Data section:
########################################

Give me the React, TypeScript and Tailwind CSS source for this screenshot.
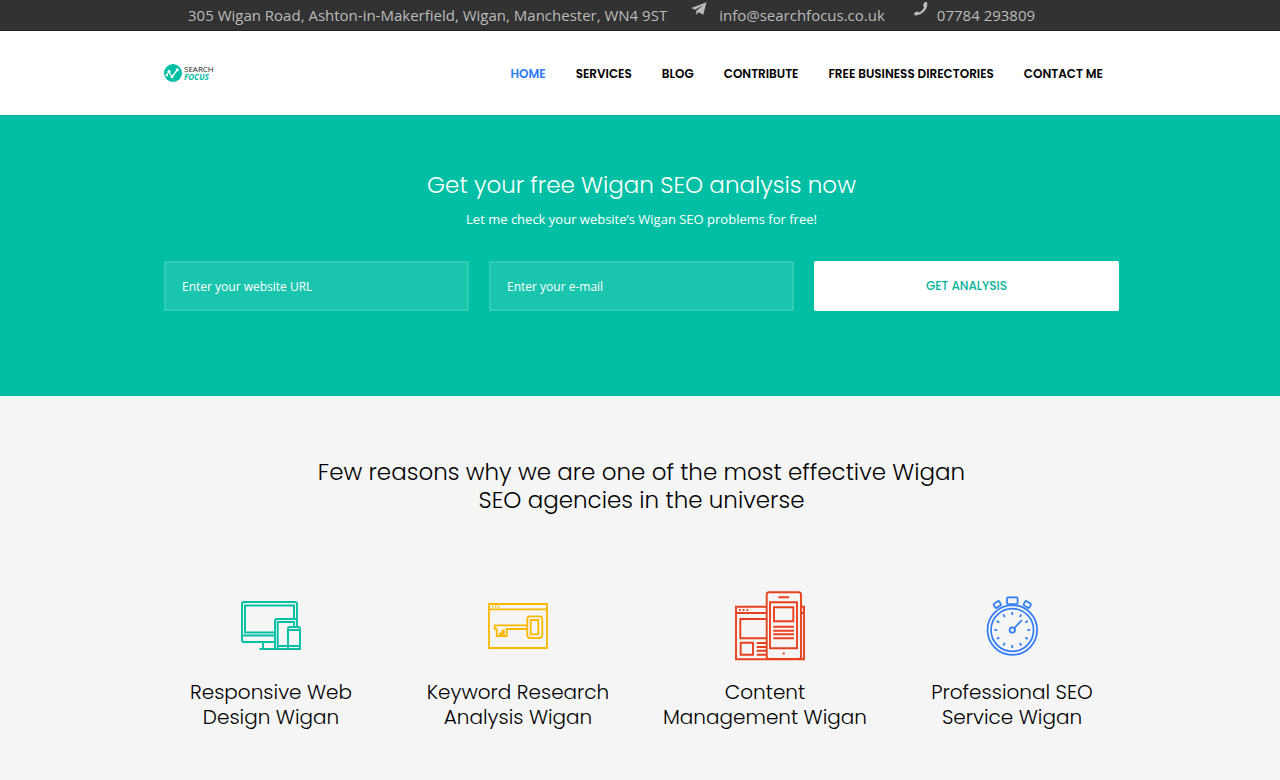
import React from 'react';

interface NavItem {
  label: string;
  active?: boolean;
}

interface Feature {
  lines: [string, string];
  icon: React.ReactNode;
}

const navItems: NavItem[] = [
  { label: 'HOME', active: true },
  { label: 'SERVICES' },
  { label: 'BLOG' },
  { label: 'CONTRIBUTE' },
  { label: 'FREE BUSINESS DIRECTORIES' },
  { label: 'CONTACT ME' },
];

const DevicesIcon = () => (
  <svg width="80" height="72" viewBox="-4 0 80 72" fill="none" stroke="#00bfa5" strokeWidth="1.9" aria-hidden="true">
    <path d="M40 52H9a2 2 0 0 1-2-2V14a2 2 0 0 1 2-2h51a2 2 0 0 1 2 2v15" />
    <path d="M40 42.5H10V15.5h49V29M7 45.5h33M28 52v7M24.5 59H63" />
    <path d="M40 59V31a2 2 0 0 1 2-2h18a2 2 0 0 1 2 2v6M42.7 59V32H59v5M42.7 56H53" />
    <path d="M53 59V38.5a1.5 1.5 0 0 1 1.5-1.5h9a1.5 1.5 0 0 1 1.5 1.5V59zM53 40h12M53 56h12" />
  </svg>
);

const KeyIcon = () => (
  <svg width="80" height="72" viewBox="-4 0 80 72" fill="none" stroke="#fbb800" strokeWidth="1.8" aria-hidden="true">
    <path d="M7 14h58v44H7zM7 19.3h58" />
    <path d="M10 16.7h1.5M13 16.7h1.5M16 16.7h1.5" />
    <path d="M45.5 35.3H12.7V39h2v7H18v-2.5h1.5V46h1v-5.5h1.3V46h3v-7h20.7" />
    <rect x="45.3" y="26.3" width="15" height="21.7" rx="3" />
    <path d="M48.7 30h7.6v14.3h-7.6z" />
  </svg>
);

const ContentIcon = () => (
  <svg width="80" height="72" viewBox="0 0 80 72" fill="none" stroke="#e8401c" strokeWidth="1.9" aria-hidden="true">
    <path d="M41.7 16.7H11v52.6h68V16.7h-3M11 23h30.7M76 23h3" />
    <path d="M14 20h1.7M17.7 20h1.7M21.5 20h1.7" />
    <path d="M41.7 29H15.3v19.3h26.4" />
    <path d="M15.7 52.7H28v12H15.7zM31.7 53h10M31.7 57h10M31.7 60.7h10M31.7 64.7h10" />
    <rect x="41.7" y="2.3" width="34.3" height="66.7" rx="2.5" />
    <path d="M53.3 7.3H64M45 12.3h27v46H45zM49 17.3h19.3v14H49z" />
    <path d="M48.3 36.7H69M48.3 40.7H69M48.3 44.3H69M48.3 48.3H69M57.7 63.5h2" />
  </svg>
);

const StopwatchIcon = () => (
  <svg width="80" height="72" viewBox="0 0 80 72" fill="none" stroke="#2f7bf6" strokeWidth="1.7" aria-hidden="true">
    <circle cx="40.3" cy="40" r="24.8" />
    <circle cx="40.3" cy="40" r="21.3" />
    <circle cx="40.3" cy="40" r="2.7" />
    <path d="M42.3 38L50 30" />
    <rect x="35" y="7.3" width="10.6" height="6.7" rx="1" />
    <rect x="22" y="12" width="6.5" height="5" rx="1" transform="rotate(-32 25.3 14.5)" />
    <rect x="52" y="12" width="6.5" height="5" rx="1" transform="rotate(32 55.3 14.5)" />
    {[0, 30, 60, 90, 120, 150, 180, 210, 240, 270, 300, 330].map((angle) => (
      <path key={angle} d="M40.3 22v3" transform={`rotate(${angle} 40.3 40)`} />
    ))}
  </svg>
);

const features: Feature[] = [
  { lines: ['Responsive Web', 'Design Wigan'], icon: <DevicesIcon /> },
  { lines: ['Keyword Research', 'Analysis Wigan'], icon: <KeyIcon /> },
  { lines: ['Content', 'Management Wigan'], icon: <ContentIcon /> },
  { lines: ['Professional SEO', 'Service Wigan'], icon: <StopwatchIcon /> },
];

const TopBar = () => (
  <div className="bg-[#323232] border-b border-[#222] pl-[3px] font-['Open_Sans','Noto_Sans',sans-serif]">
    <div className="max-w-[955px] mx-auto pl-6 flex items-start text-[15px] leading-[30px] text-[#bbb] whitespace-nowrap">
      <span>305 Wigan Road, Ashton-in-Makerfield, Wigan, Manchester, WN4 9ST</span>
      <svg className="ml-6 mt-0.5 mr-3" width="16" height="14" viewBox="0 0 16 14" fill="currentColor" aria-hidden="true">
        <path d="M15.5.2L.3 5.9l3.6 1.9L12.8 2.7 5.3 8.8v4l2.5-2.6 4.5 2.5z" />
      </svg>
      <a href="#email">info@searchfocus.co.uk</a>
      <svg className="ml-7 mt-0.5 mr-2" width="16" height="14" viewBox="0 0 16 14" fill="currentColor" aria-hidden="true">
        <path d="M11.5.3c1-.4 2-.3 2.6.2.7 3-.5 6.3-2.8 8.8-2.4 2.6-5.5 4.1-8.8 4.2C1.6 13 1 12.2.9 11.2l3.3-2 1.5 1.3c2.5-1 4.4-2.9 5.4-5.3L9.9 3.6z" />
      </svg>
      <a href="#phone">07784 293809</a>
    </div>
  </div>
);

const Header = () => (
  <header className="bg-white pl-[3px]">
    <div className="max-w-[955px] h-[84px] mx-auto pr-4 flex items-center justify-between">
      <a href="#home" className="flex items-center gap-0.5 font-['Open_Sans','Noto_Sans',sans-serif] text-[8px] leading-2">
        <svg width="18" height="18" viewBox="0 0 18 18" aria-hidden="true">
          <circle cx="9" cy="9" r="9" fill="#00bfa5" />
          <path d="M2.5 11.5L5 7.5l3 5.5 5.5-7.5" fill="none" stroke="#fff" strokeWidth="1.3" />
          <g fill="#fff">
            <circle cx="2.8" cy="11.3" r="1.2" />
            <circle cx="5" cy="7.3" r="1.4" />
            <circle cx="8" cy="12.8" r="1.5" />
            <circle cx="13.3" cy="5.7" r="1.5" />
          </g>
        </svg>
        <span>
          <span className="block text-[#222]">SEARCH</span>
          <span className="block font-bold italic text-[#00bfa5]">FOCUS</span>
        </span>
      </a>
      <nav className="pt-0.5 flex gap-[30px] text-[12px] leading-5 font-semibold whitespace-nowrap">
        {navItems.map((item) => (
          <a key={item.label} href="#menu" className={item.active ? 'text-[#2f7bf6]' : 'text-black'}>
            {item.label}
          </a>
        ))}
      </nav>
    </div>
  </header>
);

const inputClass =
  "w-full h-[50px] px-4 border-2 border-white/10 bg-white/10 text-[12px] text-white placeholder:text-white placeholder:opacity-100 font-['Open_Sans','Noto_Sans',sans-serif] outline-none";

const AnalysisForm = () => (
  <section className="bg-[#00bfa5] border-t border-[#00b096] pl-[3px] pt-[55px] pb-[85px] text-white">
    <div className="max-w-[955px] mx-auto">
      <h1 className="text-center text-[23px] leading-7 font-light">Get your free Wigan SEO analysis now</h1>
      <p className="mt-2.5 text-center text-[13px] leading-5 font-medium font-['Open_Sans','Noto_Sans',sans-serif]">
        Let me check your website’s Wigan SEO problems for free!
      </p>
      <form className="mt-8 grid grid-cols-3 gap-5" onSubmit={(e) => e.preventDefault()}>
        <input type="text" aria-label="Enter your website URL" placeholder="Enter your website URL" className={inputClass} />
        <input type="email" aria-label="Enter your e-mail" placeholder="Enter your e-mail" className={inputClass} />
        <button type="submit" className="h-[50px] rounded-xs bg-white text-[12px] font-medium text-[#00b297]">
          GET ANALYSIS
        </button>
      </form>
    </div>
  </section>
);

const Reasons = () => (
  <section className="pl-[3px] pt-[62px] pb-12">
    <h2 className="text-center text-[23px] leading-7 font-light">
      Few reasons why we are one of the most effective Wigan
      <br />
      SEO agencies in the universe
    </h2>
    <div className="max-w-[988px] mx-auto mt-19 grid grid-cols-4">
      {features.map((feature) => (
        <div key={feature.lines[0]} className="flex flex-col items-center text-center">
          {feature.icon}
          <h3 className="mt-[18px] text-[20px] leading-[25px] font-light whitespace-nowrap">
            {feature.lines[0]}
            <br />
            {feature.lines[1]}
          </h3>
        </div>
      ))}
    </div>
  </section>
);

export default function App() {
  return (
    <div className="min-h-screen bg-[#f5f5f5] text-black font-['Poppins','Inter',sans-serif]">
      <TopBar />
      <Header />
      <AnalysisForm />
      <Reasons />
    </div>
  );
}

########################################

Problem requirements: Scan the lines for the string "React". Pick out every line that has it.

Answer to this exercise:
Give me the React, TypeScript and Tailwind CSS source for this screenshot.
import React from 'react';
  icon: React.ReactNode;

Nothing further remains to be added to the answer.